Church-going Darwin did, indeed, end up rejecting traditional 19th-century views of an Almighty Christian God. He could not accept that an all-powerful Being would willingly cause, as he said, a cat to cruelly play with a mouse.

Instead, the evidence suggests Darwin was an agnostic, or a wavering deist. A deist is a person who believes some sort of supreme being or mind created the universe and its laws, then let the natural world proceed largely on its own, without divine intervention.

Dozens of new books are coming out about how Darwin's theological struggles and how his theory of evolution has forced many to rethink their concepts of God.

One book of essays, titled Back to Darwin: A Richer Account of Evolution, starts out by making clear that contemporary atheists who absolutely oppose melding evolution and spirit should not be called "Darwinians," but "neo-Darwinians."

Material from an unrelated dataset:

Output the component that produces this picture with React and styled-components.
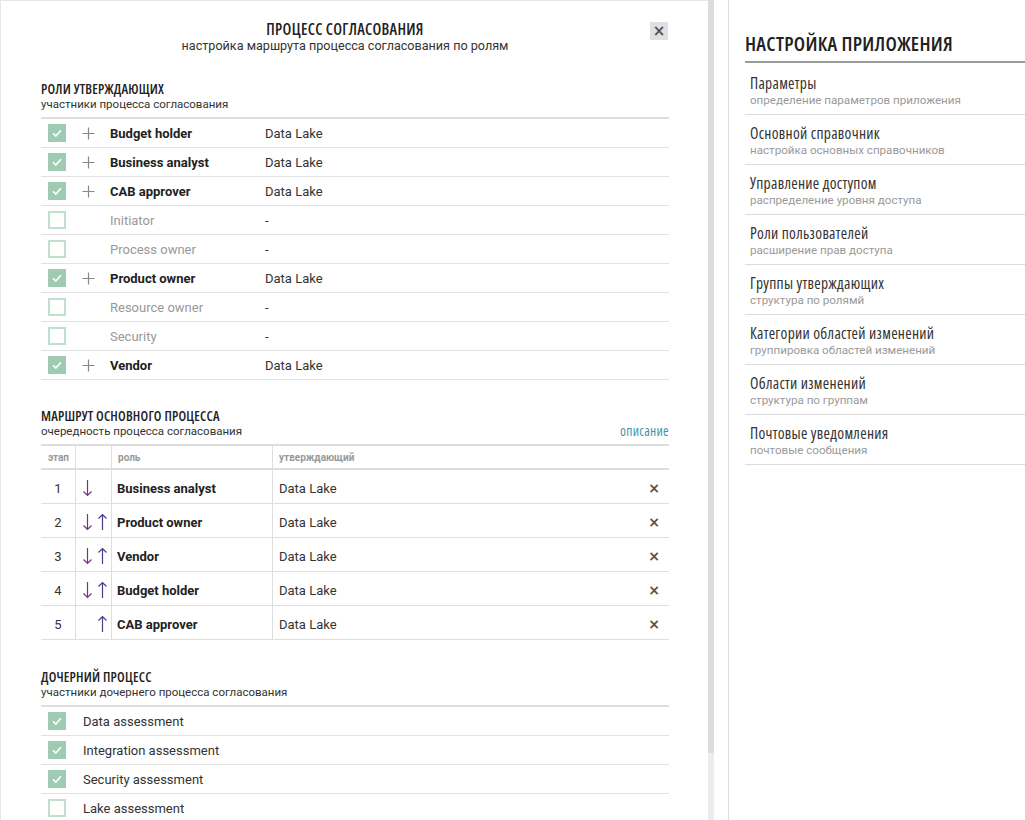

Neo-Darwinians are atheists, whereas Darwin was not. Neo-Darwinians also tend to believe plants and creatures came into existence only through pure chance; via random mutation, natural selection and the drive to survive. Neo-Darwinists say there is no purpose, or purposes, in the universe.

Neo-Darwinians also philosophically believe in a "materialistic" or "mechanistic" view of the world, which says reality is basically a complex machine made up of hard bits of matter that sometimes, by fluke, fall into order. On the other hand, the opponents of neo-Darwinism come in many spiritual shapes.

Conservative branches of Christianity, Mormonism and Islam reject both atheism and Darwin's entire theory of evolution. But another broad group of spiritual people don't oppose the theory of evolution. They just believe evolution allows room for elements of cosmic purpose.

A revealing poll released this month by the Pew Forum on Religion and Public Life asked members of many U.S. faiths whether they "agreed that evolution is the best explanation for the origin of human life on earth."

The strongest opponents of evolution were Jehovah's Witnesses, Mormons and evangelical Christians (76 per cent of whom opposed evolutionary theory.) U.S. Muslims were almost evenly divided on the question.

However, the majority of U.S. Buddhists, Hindus, Jews, Catholics, Orthodox Christians and mainline Protestants joined the religiously "unaffiliated" in generally agreeing with evolution. In other words, these religiously inclined people don't see a contradiction between evolution and believing life is sacred.

Since religious views about evolution are all over the map, opposition to neo-Darwinism comes from different philosophical camps.

The most notorious opponents of evolution are Creationists. They read the Bible as literal scientific fact, rather than spiritual wisdom. They believe the God of the Bible supernaturally created the world in six days about 6,000 years ago.

Another anti-neo-Darwinian camp is called Intelligent Design. Its believers played a major role in the fiery 2008 documentary, Expelled: No Intelligence Allowed. They lobby for Intelligent Design to be taught in public school science classes. Associated with the Discovery Institute in Seattle, Intelligent Design proponents generally believe a Supreme Being "designed" the world so that humans would emerge through evolution. Without saying it publicly, many believe Jesus Christ was inherent in God's original "design."

What about the broad group of Buddhists, Hindus, Jews, liberal Christians and others, however, who accept the theory of evolution, but think atheist scientists are remiss in thinking evolution takes place in an ultimately purposeless universe?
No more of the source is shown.